Publié le 16 février 2021
ÉCONOMIE
Face à la "fatigue pandémique", l’Organisation mondiale de la santé craint un risque de désobéissance civile
Stress, perte d'emploi, isolement social, insomnies... L'Organisation mondiale de la santé (OMS) tire la sonnette d'alarme quant au développement d'une "fatigue pandémique" liée aux restrictions sanitaires dans le monde. Ce phénomène pourrait mener à des actes de désobéissance civile et, in fine, à une reprise de l'épidémie. L'OMS appelle les gouvernements à ne pas sous-estimer ce phénomène.

FATHI AL-MASRI / AFP
C’est un des effets collatéraux du Covid-19. La "fatigue pandémique" qui correspond à un "sentiment de détresse" voire de "désespoir" marqué par du stress, de l’anxiété, des insomnies ... serait de plus en plus important.

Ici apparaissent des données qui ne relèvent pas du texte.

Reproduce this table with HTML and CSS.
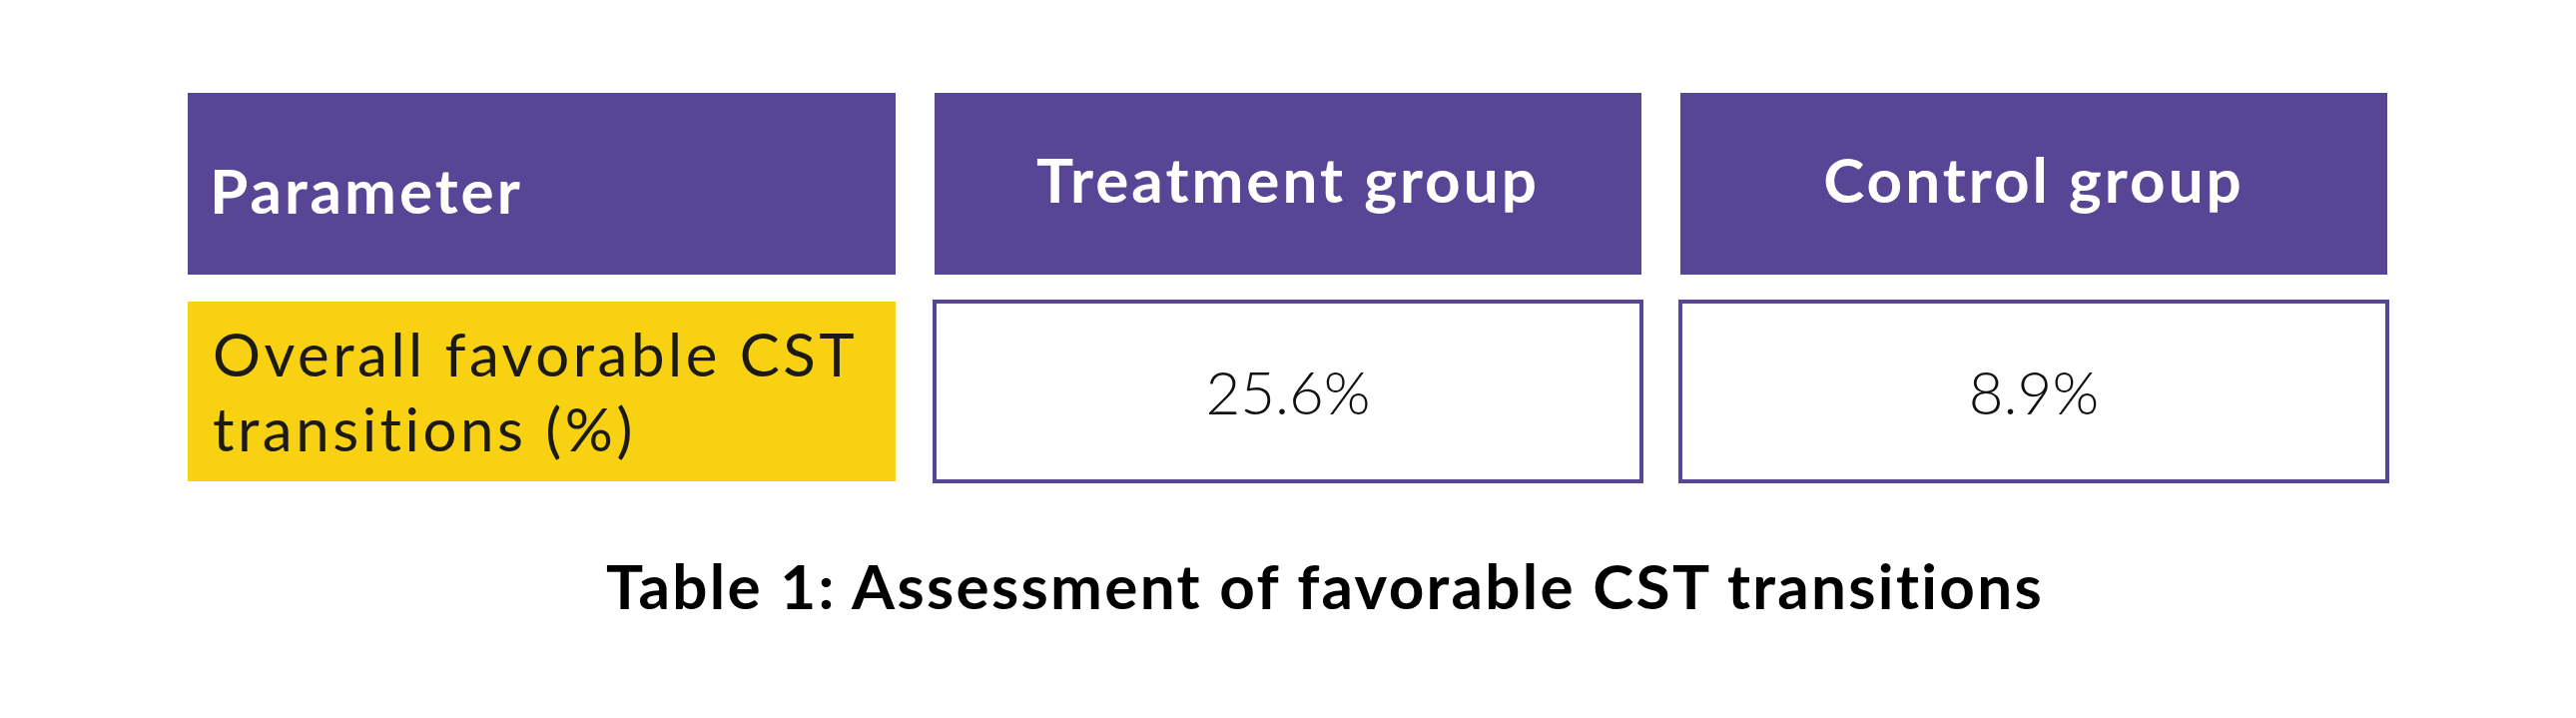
FILE: index.html
```html
<!DOCTYPE html>
<html lang="en">
<head>
<meta charset="utf-8">
<title>Table 1: Assessment of favorable CST transitions</title>
<link rel="stylesheet" href="styles.css">
</head>
<body>
<main class="page">
  <div class="table">
    <div class="head head-left"><span>Parameter</span></div>
    <div class="head"><span>Treatment group</span></div>
    <div class="head"><span>Control group</span></div>
    <div class="param">Overall favorable CST transitions (%)</div>
    <div class="value">25.6%</div>
    <div class="value">8.9%</div>
  </div>
  <p class="caption">Table 1: Assessment of favorable CST transitions</p>
</main>
</body>
</html>
```
FILE: styles.css
```css
html, body {
  margin: 0;
  padding: 0;
  background: #ffffff;
}

.page {
  width: 2580px;
  height: 719px;
  padding: 93px 0 0 188px;
  box-sizing: border-box;
  font-family: Lato, "Open Sans", "Liberation Sans", sans-serif;
  font-variant-ligatures: none;
}

.table {
  display: grid;
  grid-template-columns: 709px 708px 708px;
  grid-template-rows: 182px 180px;
  column-gap: 39px;
  row-gap: 27px;
}

.head {
  background: #574695;
  color: #ffffff;
  font-weight: 700;
  font-size: 62px;
  letter-spacing: 3px;
  display: flex;
  align-items: center;
  justify-content: center;
  padding-bottom: 10px;
  box-sizing: border-box;
}

.head-left {
  justify-content: flex-start;
  padding: 12px 0 0 22px;
}

.param {
  background: #f8d212;
  color: #1c1a14;
  font-size: 60px;
  line-height: 75px;
  font-weight: 400;
  letter-spacing: 3.5px;
  display: flex;
  align-items: center;
  padding: 0 10px 0 25px;
  box-sizing: border-box;
}

.value {
  background: #ffffff;
  outline: 4px solid #574695;
  outline-offset: -2px;
  color: #111111;
  font-size: 60px;
  font-weight: 300;
  display: flex;
  align-items: center;
  justify-content: center;
}

.caption {
  margin: 67px 0 0 0;
  padding-left: 74px;
  width: 2130px;
  text-align: center;
  font-size: 62px;
  font-weight: 700;
  letter-spacing: 2.3px;
  color: #000000;
  line-height: 1.2;
}
```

Si ce phénomène est "une réponse naturelle et attendue face à une crise de santé publique prolongée", il n’en est pas moins inquiétant.
L’Organisation mondiale de la santé (OMS), dans un rapport repéré par nos confrères de France Info, intitulé "Lassitude face à la pandémie. Remotiver la population pour prévenir le Covid-19", appelle ainsi les gouvernements à ne pas sous-estimer ces risques. Car le danger est important : cette fatigue pourrait conduire les populations à ne plus accepter les mesures prises par les gouvernements du monde entier.
La fatigue pandémique est "une menace sérieuse pour les efforts de contrôle de la propagation du virus", prévient l’OMS. "Jusqu’à ce qu’un vaccin ou des traitements efficaces soient disponibles, les décisions publiques et gestes barrières restent essentiels pour contenir le virus. Les efforts que chaque nation a réalisés, collectivement, grâce aux confinements et autres mesures doivent être préservés", insiste-t-elle.
La colère gronde
Depuis des mois en effet, la colère gronde dans plusieurs pays. Fin janvier, aux Pays-Bas, certaines villes ont été le théâtre de manifestations qui se sont transformées en émeutes. L’instauration d’un couvre-feu entre 21 heures et 4h30 du matin, le premier depuis la seconde guerre mondiale, a mis le feu aux poudres. À Tripoli, au Liban, "contre le confinement, les amendes et la grave situation économique", des manifestants ont lancé des pierres sur le siège des autorités locales. Des scènes similaires se sont déroulées en Espagne, en Écosse, en Tunisie ou encore au Danemark.
Ces manifestations ont été observées à la loupe en France. Fin janvier, le gouvernement de Jean Castex s’est posé la question d’un nouveau tour de vis qui aurait pu prendre la forme d’un confinement, alors qu’un couvre-feu à 18 heures était déjà en place. Mais face à "l’épuisement moral" des Français, le Président Emmanuel Macron a préféré temporiser. Le risque étant de renforcer une tendance déjà présente : la baisse de l’adoption des "mesures en lien avec la limitation de l’interaction sociale", relevée dans une enquête CoviPrev.
Porter une attention particulière aux jeunes
L’OMS recommande d’ailleurs aux gouvernements de trouver le juste équilibre entre limitation du risque pandémique et poursuite de la vie sociale. Elle préconise par ailleurs de la transparence de la part des gouvernements via "une planification, une mise en œuvre et une communication minutieuse". Surtout, elle invite les autorités à porter leur attention sur les populations qui "montrent des signes de démotivation", à savoir les personnes âgées qui se retrouvent isolées mais aussi les jeunes.
Ces derniers "sont très touchés par cette fatigue pandémique car ce sont ceux qui vivent cette restriction des libertés de la façon la plus frustrante. Ce sont des personnes qui ne sont pas encore insérées dans le monde professionnel", explique à France Info Abdel Boudoukha, professeur en psychologie clinique et pathologique à l’université de Nantes. Cours à distance, perte d’emploi, de lien social, précarité… ces dernières semaines, en France, les jeunes ont tiré la sonnette d’alarme alors que les tentatives de suicide ont tendance à augmenter pour cette frange de la population. Face à la détresse des étudiants, le gouvernement a lâché du lest et autorisé leur retour un jour par semaine dans les universités depuis le 8 février.